Behind these mountainous summits the sunset turned red and orange and this arrival of twilight came with a bitterly cold wind.
I passed several men squatting by a fire in the dusk.
They were huddled over an old dustbin that contained a burning tyre.
I refused an offer to visit their shop and climbed up to see the hotel in the distance.
Relieved, I stop to catch my breath in the thin air.
It was then I noticed a man squatting on the ground about 20 yards from me.
He was dressed in a light brown, collarless coat that covered a brightly embroidered, shirt.
His trousers were black and frayed.
He wore a red turban and his face was creased and furrowed.
He had a grey moustache and light blue, piercingly, hypnotic eyes that smiled mischievously.
He sat perfectly still cross-legged almost off the earth, totally concentrated.
His left hand was placed purposely and immovably on his right knee.
In his right hand he held an intricately carved round, wooden pole that was placed on the ground.
He twirled it almost invisibly.
The movement of this thin, black, pole spun a larger copper made, circular top, which had attached to it seven, small metal balls.
The speed of the hand made them swing centrifugally, in a perfect orbit to the instrument and made a unique, resonating sound.
It was a spell binding sight.
The following morning, this image embedded in my mind, I awoke after an uncomfortable sleep.
It was cold and damp and the summer season decidedly over.
The hotel I had noted was almost empty and the staff wandered round trying to look busy with maintenance and such like.
The smart suits they wore as uniforms were threadbare to say the least.
Their eyes had the desperate look of those I met in Bali, who also working in this ‘service industry’.
My waiter looked hungry.
‘He probably works’, I thought, “ for as little as a £1.00 per day.
This will buy a little Dahl, rice, fruit juice and smoke.
It will see him smile.
There is a simplicity and dignity in people here,’
I mused on.
‘They have nothing and yet everything, for they do not ‘covet’ or ‘envy’ others, nor do they wish to escape their position or situation.
Social mobility doesn’t come into it.
They ‘know’ or ‘believe’ that material wealth, the ability to have more ‘goods’ will not bring them greater happiness.
It will bring a different set of problems or ‘karma’.
This might be more insufferable than the one they already are living through.
They are here, each paying dues they believe, for who knows what happened in another lifetime.
It gives them an understanding that far surpasses our western values of being feted by the media, or winning the lottery.
To the people of the ‘Kullu Valley’ our cultural goals and ambition mean nothing.
Here, servant and master are as one, for they both sense how inconsequential they are, yet have an equal ability, be they prince or pauper, to explore their inner universe.’

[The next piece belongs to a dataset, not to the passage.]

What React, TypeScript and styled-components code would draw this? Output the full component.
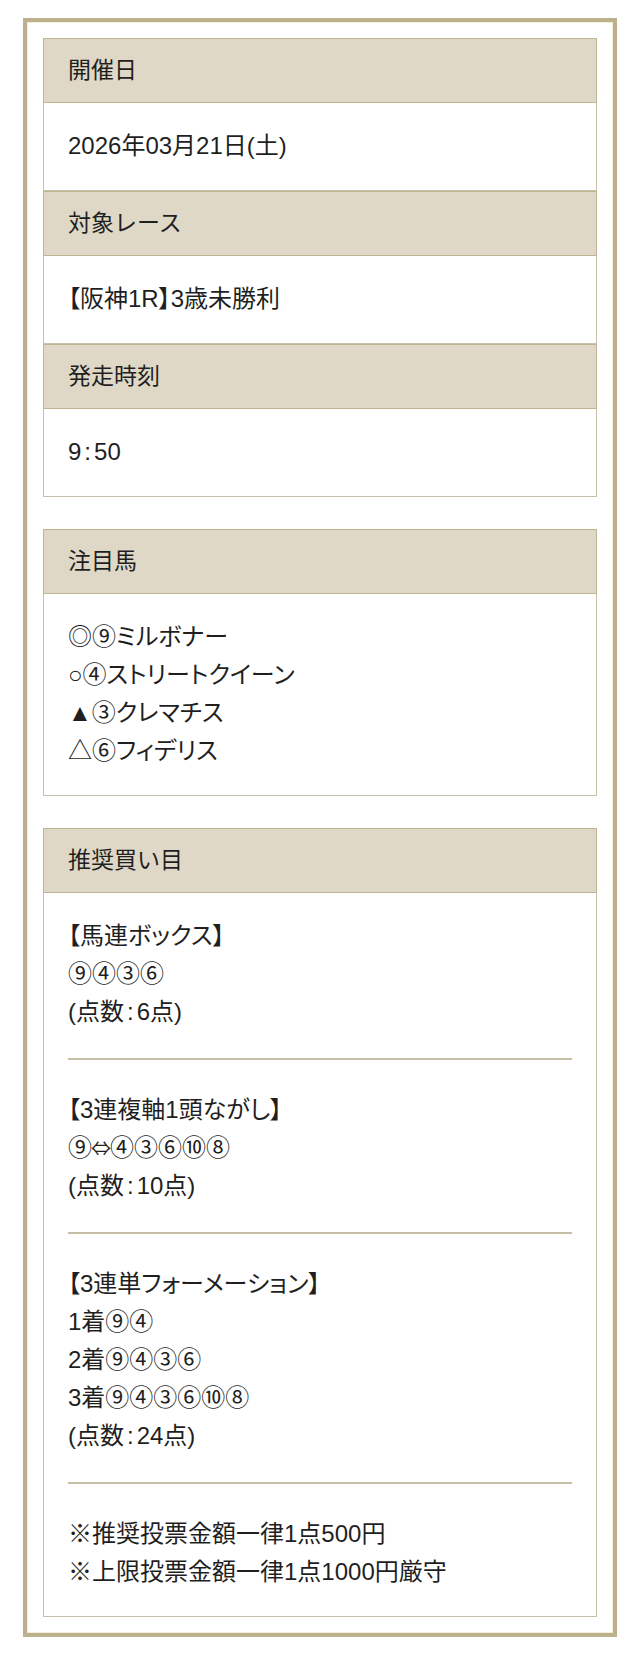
import React from "react";
import styled, { createGlobalStyle } from "styled-components";

const GlobalStyle = createGlobalStyle`
  html, body {
    margin: 0;
    padding: 0;
    background: #ffffff;
  }
  body {
    font-family: "Liberation Sans", "Noto Sans CJK JP", sans-serif;
    color: #1f1f1f;
  }
`;

const Frame = styled.div`
  box-sizing: border-box;
  width: 594px;
  margin: 18px auto 0;
  border: 4px solid #bcb08d;
  box-shadow: inset 0 0 0 1px #f4eed9;
  padding: 16px;
  display: flex;
  flex-direction: column;
  gap: 32px;
`;

const Box = styled.section`
  display: flex;
  flex-direction: column;
`;

const Header = styled.div`
  background: #e0d8c6;
  border: 1px solid #c0b592;
  padding: 12px 24px 13px;
  font-size: 23px;
  line-height: 38px;
  height: 38px;
`;

const Body = styled.div`
  border: 1px solid #c9c2aa;
  border-top: none;
  padding: 24px 24px 25px;
  font-size: 24px;
  line-height: 38px;
  font-feature-settings: "palt";
`;

const Line = styled.div`
  white-space: nowrap;
  height: 38px;
`;

const Block = styled.div`
  padding-bottom: 27px;
  border-bottom: 2px solid #c5bea6;
  margin-bottom: 31px;
  &:last-child {
    padding-bottom: 0;
    border-bottom: none;
    margin-bottom: 0;
  }
`;

const Bracket = styled.span`
  font-family: "Noto Sans CJK JP", sans-serif;
  line-height: 1;
`;

const Colon = styled.span`
  margin: 0 3px;
`;

const Arrow = styled.span`
  font-family: "Noto Sans CJK JP", sans-serif;
  font-size: 20px;
  line-height: 1;
  margin: 0 -1px;
`;

function renderText(s: string) {
  return s.split(/([【】:⇔])/).map((part, i) => {
    if (part === "【" || part === "】") return <Bracket key={i}>{part}</Bracket>;
    if (part === ":") return <Colon key={i}>{part}</Colon>;
    if (part === "⇔") return <Arrow key={i}>{part}</Arrow>;
    return <React.Fragment key={i}>{part}</React.Fragment>;
  });
}

type Row = { title: string; value: string };

const info: Row[] = [
  { title: "開催日", value: "2026年03月21日(土)" },
  { title: "対象レース", value: "【阪神1R】3歳未勝利" },
  { title: "発走時刻", value: "9:50" },
];

const horses = [
  "◎⑨ミルボナー",
  "○④ストリートクイーン",
  "▲③クレマチス",
  "△⑥フィデリス",
];

const bets: string[][] = [
  ["【馬連ボックス】", "⑨④③⑥", "(点数:6点)"],
  ["【3連複軸1頭ながし】", "⑨⇔④③⑥⑩⑧", "(点数:10点)"],
  [
    "【3連単フォーメーション】",
    "1着⑨④",
    "2着⑨④③⑥",
    "3着⑨④③⑥⑩⑧",
    "(点数:24点)",
  ],
  ["※推奨投票金額一律1点500円", "※上限投票金額一律1点1000円厳守"],
];

export default function App() {
  return (
    <>
      <GlobalStyle />
      <Frame>
        <Box>
          {info.map((r) => (
            <React.Fragment key={r.title}>
              <Header>{r.title}</Header>
              <Body>
                <Line>{renderText(r.value)}</Line>
              </Body>
            </React.Fragment>
          ))}
        </Box>
        <Box>
          <Header>注目馬</Header>
          <Body>
            {horses.map((h) => (
              <Line key={h}>{renderText(h)}</Line>
            ))}
          </Body>
        </Box>
        <Box>
          <Header>推奨買い目</Header>
          <Body>
            {bets.map((b, i) => (
              <Block key={i}>
                {b.map((l) => (
                  <Line key={l}>{renderText(l)}</Line>
                ))}
              </Block>
            ))}
          </Body>
        </Box>
      </Frame>
    </>
  );
}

I smile at the waiter and he smiles back before he turns and looks into the distance.
I follow his gaze to the sun rising in the East. It illuminates the snow capped Himalayan peaks in a cascade of orange hues.
We catch each other’s eye, recognising the beauty.
It was a shared silence in which we both entered our bodies.
Suddenly, the Manu Temple I visited yesterday high on the hill in Old Manali and the powerful concentration of the Buddhist with his prayer stick came into perspective.
That inner attention appeared to dwarf the petty desires and temptations, of our modern day thirst for more than enough.
Richness lay in a wish for internal understanding not in false hope for material success in the ‘outer’ world.
For a minute or two the silence was audible.
The waiter spoke first:
“No need for nothing more,” he stated his double negative as a matter of fact and spread his palms toward the glorious horizon.
“Kullu” he concluded, “very different, Sahib.”